**Exercise brief**
Every record must be repeated exactly; omit any pictures they contain.

⟨

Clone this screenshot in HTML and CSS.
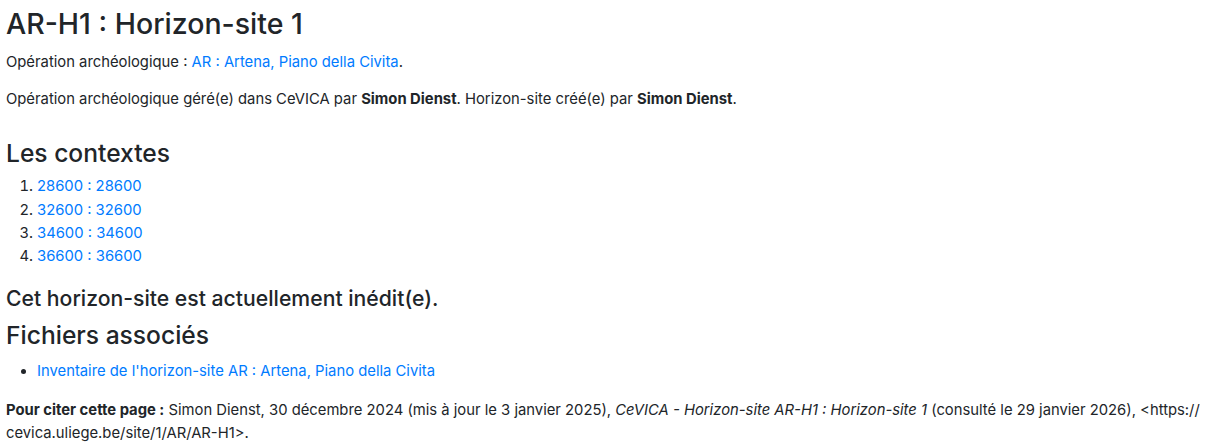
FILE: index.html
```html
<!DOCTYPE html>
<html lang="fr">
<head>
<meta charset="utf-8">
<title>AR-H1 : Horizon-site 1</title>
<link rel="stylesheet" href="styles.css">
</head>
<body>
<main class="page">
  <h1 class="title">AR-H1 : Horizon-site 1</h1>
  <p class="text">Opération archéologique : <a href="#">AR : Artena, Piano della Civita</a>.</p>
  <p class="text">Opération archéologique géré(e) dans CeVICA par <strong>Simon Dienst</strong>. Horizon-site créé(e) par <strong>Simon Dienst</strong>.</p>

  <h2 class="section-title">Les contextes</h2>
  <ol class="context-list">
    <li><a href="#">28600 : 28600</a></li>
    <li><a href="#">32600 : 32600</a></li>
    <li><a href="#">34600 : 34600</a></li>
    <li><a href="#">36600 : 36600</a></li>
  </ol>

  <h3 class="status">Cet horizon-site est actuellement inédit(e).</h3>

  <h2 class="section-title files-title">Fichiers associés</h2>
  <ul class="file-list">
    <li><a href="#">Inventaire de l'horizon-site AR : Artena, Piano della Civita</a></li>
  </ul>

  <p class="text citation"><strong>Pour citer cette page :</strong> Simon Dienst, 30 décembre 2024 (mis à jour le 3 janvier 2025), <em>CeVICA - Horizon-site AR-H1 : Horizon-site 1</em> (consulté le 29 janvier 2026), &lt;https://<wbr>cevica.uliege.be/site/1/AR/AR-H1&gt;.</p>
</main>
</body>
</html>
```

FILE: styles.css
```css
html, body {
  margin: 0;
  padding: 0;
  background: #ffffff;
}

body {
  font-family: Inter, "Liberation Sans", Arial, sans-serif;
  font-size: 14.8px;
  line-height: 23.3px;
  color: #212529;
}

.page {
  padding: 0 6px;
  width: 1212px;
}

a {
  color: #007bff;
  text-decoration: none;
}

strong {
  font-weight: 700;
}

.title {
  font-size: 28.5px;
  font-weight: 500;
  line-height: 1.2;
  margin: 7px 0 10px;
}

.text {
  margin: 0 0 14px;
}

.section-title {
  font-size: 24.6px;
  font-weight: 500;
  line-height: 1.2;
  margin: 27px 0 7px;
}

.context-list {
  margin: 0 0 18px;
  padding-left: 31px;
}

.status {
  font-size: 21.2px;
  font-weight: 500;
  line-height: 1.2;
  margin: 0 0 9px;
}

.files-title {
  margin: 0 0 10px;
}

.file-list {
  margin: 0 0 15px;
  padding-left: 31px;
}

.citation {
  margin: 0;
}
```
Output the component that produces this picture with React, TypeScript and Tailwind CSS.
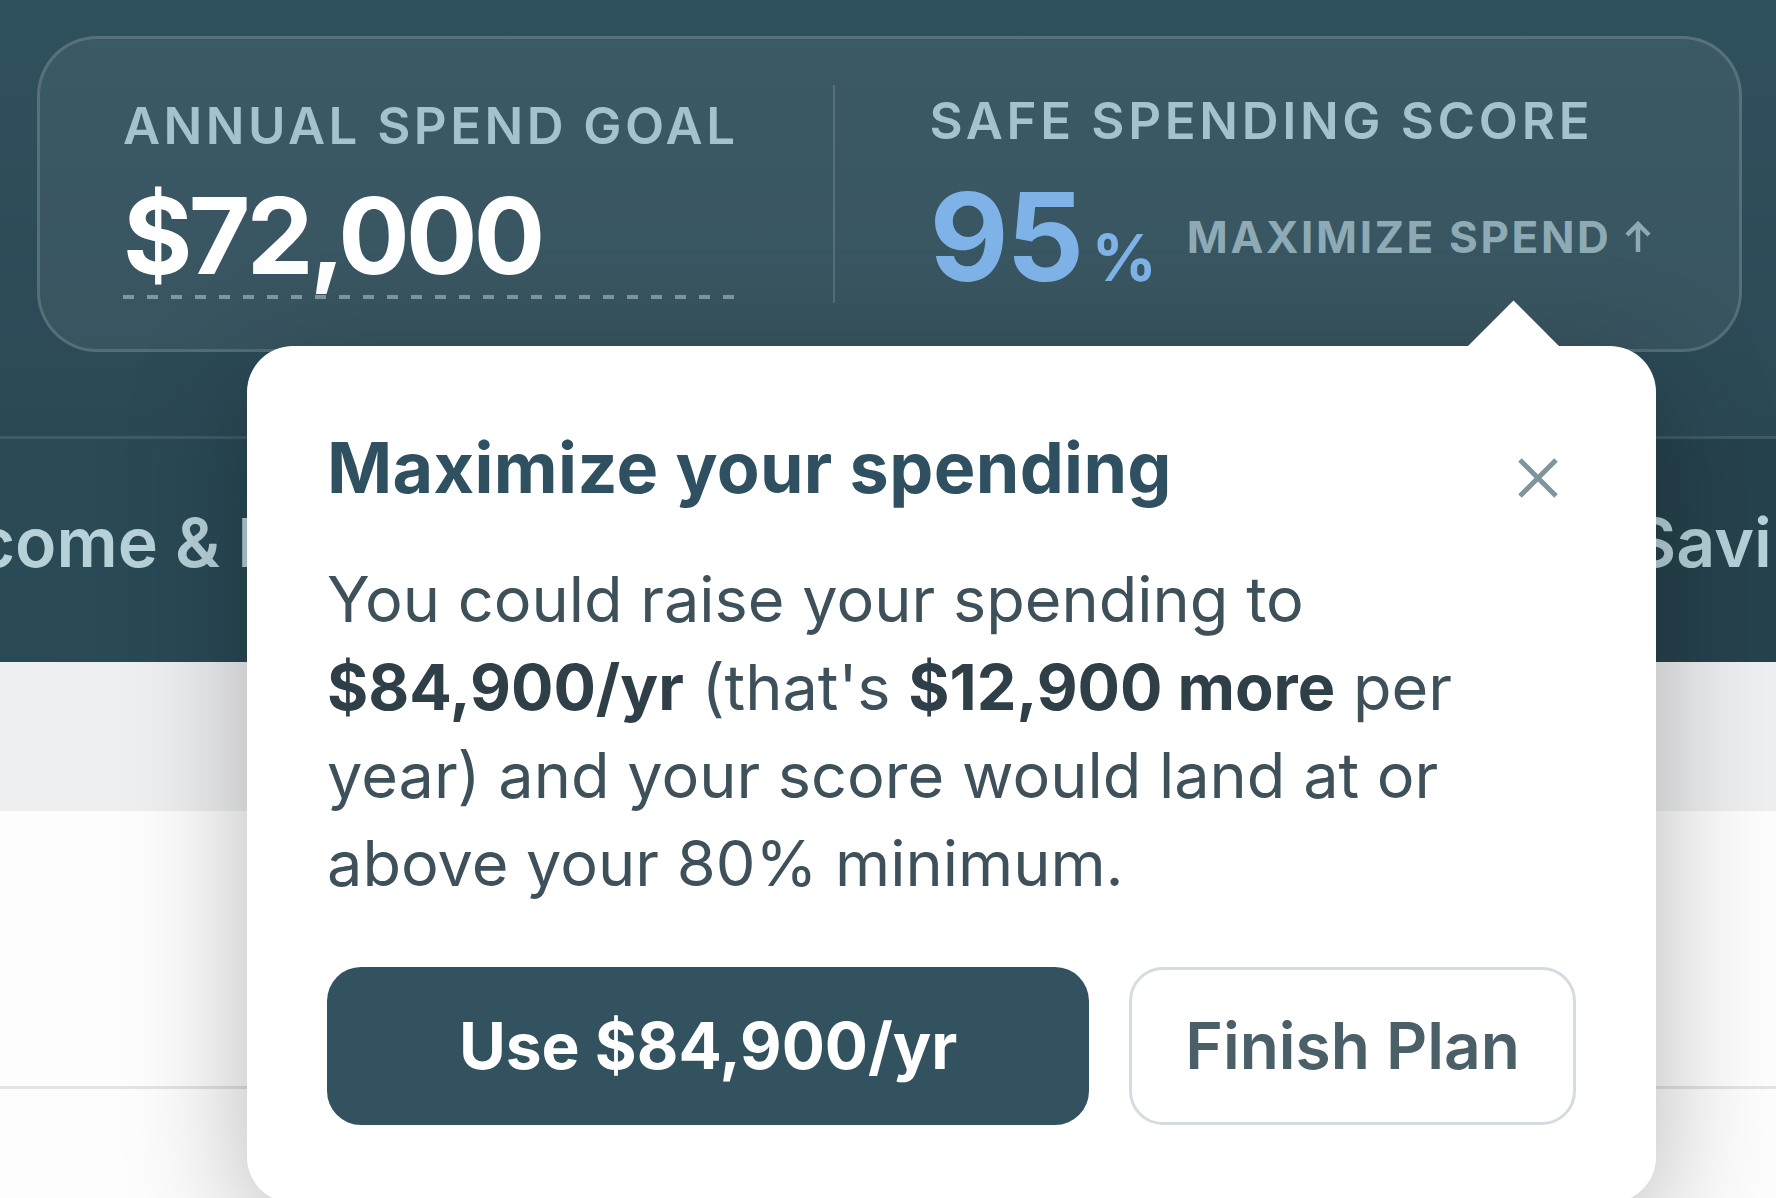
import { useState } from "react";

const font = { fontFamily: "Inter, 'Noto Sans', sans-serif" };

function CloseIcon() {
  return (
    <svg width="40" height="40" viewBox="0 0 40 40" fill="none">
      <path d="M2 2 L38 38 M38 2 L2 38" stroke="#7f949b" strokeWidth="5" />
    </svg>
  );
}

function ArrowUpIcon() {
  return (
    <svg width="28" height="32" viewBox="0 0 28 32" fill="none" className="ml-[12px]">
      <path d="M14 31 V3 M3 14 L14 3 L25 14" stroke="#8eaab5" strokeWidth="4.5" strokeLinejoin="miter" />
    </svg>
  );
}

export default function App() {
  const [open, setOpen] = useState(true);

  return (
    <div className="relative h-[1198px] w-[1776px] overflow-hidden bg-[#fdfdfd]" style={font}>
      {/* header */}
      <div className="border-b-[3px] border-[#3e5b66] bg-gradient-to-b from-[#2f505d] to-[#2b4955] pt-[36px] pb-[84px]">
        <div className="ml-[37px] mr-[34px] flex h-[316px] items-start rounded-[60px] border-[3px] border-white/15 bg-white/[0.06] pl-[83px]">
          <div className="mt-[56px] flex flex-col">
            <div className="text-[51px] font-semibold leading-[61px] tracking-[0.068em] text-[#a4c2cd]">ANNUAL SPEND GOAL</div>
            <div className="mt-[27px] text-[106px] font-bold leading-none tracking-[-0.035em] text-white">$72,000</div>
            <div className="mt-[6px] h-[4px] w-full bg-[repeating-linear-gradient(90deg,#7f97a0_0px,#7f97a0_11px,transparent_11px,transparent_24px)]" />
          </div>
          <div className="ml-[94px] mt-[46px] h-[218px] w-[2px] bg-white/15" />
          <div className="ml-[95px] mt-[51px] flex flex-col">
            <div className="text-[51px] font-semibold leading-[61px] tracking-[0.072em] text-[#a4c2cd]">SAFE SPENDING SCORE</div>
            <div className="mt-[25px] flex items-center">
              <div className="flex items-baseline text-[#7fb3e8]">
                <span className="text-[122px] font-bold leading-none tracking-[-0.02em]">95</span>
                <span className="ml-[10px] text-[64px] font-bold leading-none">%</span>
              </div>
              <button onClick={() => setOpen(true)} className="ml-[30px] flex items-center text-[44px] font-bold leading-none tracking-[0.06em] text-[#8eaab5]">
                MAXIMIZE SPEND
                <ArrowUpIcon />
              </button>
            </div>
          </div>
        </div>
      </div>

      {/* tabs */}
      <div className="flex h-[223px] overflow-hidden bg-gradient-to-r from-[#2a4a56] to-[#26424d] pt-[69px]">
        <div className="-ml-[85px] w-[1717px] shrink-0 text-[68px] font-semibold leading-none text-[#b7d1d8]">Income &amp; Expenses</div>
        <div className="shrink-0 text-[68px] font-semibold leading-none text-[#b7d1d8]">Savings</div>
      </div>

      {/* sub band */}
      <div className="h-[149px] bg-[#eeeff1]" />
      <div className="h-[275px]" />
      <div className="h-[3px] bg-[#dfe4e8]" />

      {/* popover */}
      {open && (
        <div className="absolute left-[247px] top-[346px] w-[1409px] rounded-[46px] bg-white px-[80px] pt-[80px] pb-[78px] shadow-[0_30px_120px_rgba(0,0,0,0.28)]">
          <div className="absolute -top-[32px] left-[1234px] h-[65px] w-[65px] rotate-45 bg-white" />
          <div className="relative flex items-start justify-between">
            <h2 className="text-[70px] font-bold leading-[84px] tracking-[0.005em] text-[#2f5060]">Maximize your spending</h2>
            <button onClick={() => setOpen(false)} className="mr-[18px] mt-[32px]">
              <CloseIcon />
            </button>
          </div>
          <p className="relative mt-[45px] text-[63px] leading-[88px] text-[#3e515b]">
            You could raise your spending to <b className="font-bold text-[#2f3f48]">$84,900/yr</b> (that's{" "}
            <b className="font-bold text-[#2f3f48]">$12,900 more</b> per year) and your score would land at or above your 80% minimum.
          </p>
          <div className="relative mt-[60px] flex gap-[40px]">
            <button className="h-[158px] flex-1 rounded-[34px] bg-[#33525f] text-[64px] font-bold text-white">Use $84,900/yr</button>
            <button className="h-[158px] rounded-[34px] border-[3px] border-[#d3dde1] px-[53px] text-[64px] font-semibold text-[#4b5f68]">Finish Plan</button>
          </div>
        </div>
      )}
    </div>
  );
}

⟩

**Answer to the task**
Clone this screenshot in HTML and CSS.
FILE: index.html
```html
<!DOCTYPE html>
<html lang="fr">
<head>
<meta charset="utf-8">
<title>AR-H1 : Horizon-site 1</title>
<link rel="stylesheet" href="styles.css">
</head>
<body>
<main class="page">
  <h1 class="title">AR-H1 : Horizon-site 1</h1>
  <p class="text">Opération archéologique : <a href="#">AR : Artena, Piano della Civita</a>.</p>
  <p class="text">Opération archéologique géré(e) dans CeVICA par <strong>Simon Dienst</strong>. Horizon-site créé(e) par <strong>Simon Dienst</strong>.</p>

  <h2 class="section-title">Les contextes</h2>
  <ol class="context-list">
    <li><a href="#">28600 : 28600</a></li>
    <li><a href="#">32600 : 32600</a></li>
    <li><a href="#">34600 : 34600</a></li>
    <li><a href="#">36600 : 36600</a></li>
  </ol>

  <h3 class="status">Cet horizon-site est actuellement inédit(e).</h3>

  <h2 class="section-title files-title">Fichiers associés</h2>
  <ul class="file-list">
    <li><a href="#">Inventaire de l'horizon-site AR : Artena, Piano della Civita</a></li>
  </ul>

  <p class="text citation"><strong>Pour citer cette page :</strong> Simon Dienst, 30 décembre 2024 (mis à jour le 3 janvier 2025), <em>CeVICA - Horizon-site AR-H1 : Horizon-site 1</em> (consulté le 29 janvier 2026), &lt;https://<wbr>cevica.uliege.be/site/1/AR/AR-H1&gt;.</p>
</main>
</body>
</html>
```

FILE: styles.css
```css
html, body {
  margin: 0;
  padding: 0;
  background: #ffffff;
}

body {
  font-family: Inter, "Liberation Sans", Arial, sans-serif;
  font-size: 14.8px;
  line-height: 23.3px;
  color: #212529;
}

.page {
  padding: 0 6px;
  width: 1212px;
}

a {
  color: #007bff;
  text-decoration: none;
}

strong {
  font-weight: 700;
}

.title {
  font-size: 28.5px;
  font-weight: 500;
  line-height: 1.2;
  margin: 7px 0 10px;
}

.text {
  margin: 0 0 14px;
}

.section-title {
  font-size: 24.6px;
  font-weight: 500;
  line-height: 1.2;
  margin: 27px 0 7px;
}

.context-list {
  margin: 0 0 18px;
  padding-left: 31px;
}

.status {
  font-size: 21.2px;
  font-weight: 500;
  line-height: 1.2;
  margin: 0 0 9px;
}

.files-title {
  margin: 0 0 10px;
}

.file-list {
  margin: 0 0 15px;
  padding-left: 31px;
}

.citation {
  margin: 0;
}
```
Output the component that produces this picture with React, TypeScript and Tailwind CSS.
import { useState } from "react";

const font = { fontFamily: "Inter, 'Noto Sans', sans-serif" };

function CloseIcon() {
  return (
    <svg width="40" height="40" viewBox="0 0 40 40" fill="none">
      <path d="M2 2 L38 38 M38 2 L2 38" stroke="#7f949b" strokeWidth="5" />
    </svg>
  );
}

function ArrowUpIcon() {
  return (
    <svg width="28" height="32" viewBox="0 0 28 32" fill="none" className="ml-[12px]">
      <path d="M14 31 V3 M3 14 L14 3 L25 14" stroke="#8eaab5" strokeWidth="4.5" strokeLinejoin="miter" />
    </svg>
  );
}

export default function App() {
  const [open, setOpen] = useState(true);

  return (
    <div className="relative h-[1198px] w-[1776px] overflow-hidden bg-[#fdfdfd]" style={font}>
      {/* header */}
      <div className="border-b-[3px] border-[#3e5b66] bg-gradient-to-b from-[#2f505d] to-[#2b4955] pt-[36px] pb-[84px]">
        <div className="ml-[37px] mr-[34px] flex h-[316px] items-start rounded-[60px] border-[3px] border-white/15 bg-white/[0.06] pl-[83px]">
          <div className="mt-[56px] flex flex-col">
            <div className="text-[51px] font-semibold leading-[61px] tracking-[0.068em] text-[#a4c2cd]">ANNUAL SPEND GOAL</div>
            <div className="mt-[27px] text-[106px] font-bold leading-none tracking-[-0.035em] text-white">$72,000</div>
            <div className="mt-[6px] h-[4px] w-full bg-[repeating-linear-gradient(90deg,#7f97a0_0px,#7f97a0_11px,transparent_11px,transparent_24px)]" />
          </div>
          <div className="ml-[94px] mt-[46px] h-[218px] w-[2px] bg-white/15" />
          <div className="ml-[95px] mt-[51px] flex flex-col">
            <div className="text-[51px] font-semibold leading-[61px] tracking-[0.072em] text-[#a4c2cd]">SAFE SPENDING SCORE</div>
            <div className="mt-[25px] flex items-center">
              <div className="flex items-baseline text-[#7fb3e8]">
                <span className="text-[122px] font-bold leading-none tracking-[-0.02em]">95</span>
                <span className="ml-[10px] text-[64px] font-bold leading-none">%</span>
              </div>
              <button onClick={() => setOpen(true)} className="ml-[30px] flex items-center text-[44px] font-bold leading-none tracking-[0.06em] text-[#8eaab5]">
                MAXIMIZE SPEND
                <ArrowUpIcon />
              </button>
            </div>
          </div>
        </div>
      </div>

      {/* tabs */}
      <div className="flex h-[223px] overflow-hidden bg-gradient-to-r from-[#2a4a56] to-[#26424d] pt-[69px]">
        <div className="-ml-[85px] w-[1717px] shrink-0 text-[68px] font-semibold leading-none text-[#b7d1d8]">Income &amp; Expenses</div>
        <div className="shrink-0 text-[68px] font-semibold leading-none text-[#b7d1d8]">Savings</div>
      </div>

      {/* sub band */}
      <div className="h-[149px] bg-[#eeeff1]" />
      <div className="h-[275px]" />
      <div className="h-[3px] bg-[#dfe4e8]" />

      {/* popover */}
      {open && (
        <div className="absolute left-[247px] top-[346px] w-[1409px] rounded-[46px] bg-white px-[80px] pt-[80px] pb-[78px] shadow-[0_30px_120px_rgba(0,0,0,0.28)]">
          <div className="absolute -top-[32px] left-[1234px] h-[65px] w-[65px] rotate-45 bg-white" />
          <div className="relative flex items-start justify-between">
            <h2 className="text-[70px] font-bold leading-[84px] tracking-[0.005em] text-[#2f5060]">Maximize your spending</h2>
            <button onClick={() => setOpen(false)} className="mr-[18px] mt-[32px]">
              <CloseIcon />
            </button>
          </div>
          <p className="relative mt-[45px] text-[63px] leading-[88px] text-[#3e515b]">
            You could raise your spending to <b className="font-bold text-[#2f3f48]">$84,900/yr</b> (that's{" "}
            <b className="font-bold text-[#2f3f48]">$12,900 more</b> per year) and your score would land at or above your 80% minimum.
          </p>
          <div className="relative mt-[60px] flex gap-[40px]">
            <button className="h-[158px] flex-1 rounded-[34px] bg-[#33525f] text-[64px] font-bold text-white">Use $84,900/yr</button>
            <button className="h-[158px] rounded-[34px] border-[3px] border-[#d3dde1] px-[53px] text-[64px] font-semibold text-[#4b5f68]">Finish Plan</button>
          </div>
        </div>
      )}
    </div>
  );
}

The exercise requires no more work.